System hangs during parallel media transcode operations after enabling VT-d
After enabling "VT-d" from BIOS (which i915 enables IOMMU for GFX) for BXT J4205, that machine started to suffer from system hangs.
They happen when running multiple GPU transcode operations in parallel (I'm testing these with 5 parallel ones).
Transcode could be either heavy HEVC one:
ffmpeg -hwaccel vaapi -hwaccel_output_format vaapi -i Netflix_FoodMarket_4096x2160_10bit_420_100mbs_600.h265 -c:v hevc_vaapi -b:v 20M -an -vframes 300 -y 0099_4K20.h265
Or somewhat more lightweight AVC one:
ffmpeg -hwaccel vaapi -hwaccel_output_format vaapi -i 1920x1080i_29.97_20mb_mpeg2_high.mpv -c:v h264_vaapi -b:v 6000K -compression_level 7 -an -vframes 1200 -y 0024_HD17i7_1.0.h264
And repeating that parallel test-case for few times.
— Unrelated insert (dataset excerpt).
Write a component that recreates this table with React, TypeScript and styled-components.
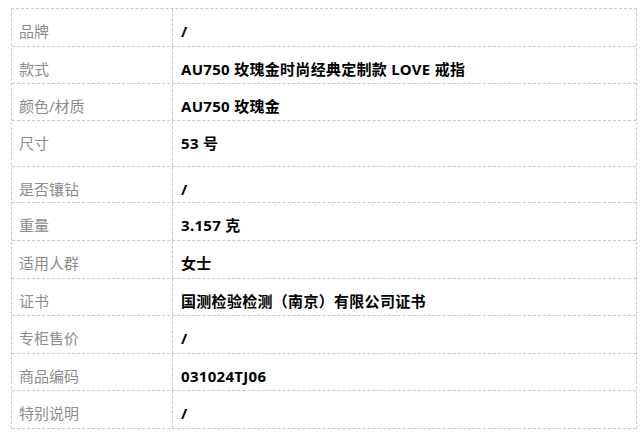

There's nothing in "dmesg -w" output over remote ssh connection when this happens, the connection just dies.
I've enabled VT-d also on SkullCanyon (SKL GT4e) and TGL-H (GT1), but those do not suffer from the same problem. I think GLK would though, as it's also on Atom.
These system hangs happen both with latest drm-tip and few months old drm-tip version so this kernel bug may have been there for longer time, or be HW/FW issue needing WA.
(I first thought this was due to media-driver update, but rolling back to media stack version before VT-d change did not help.)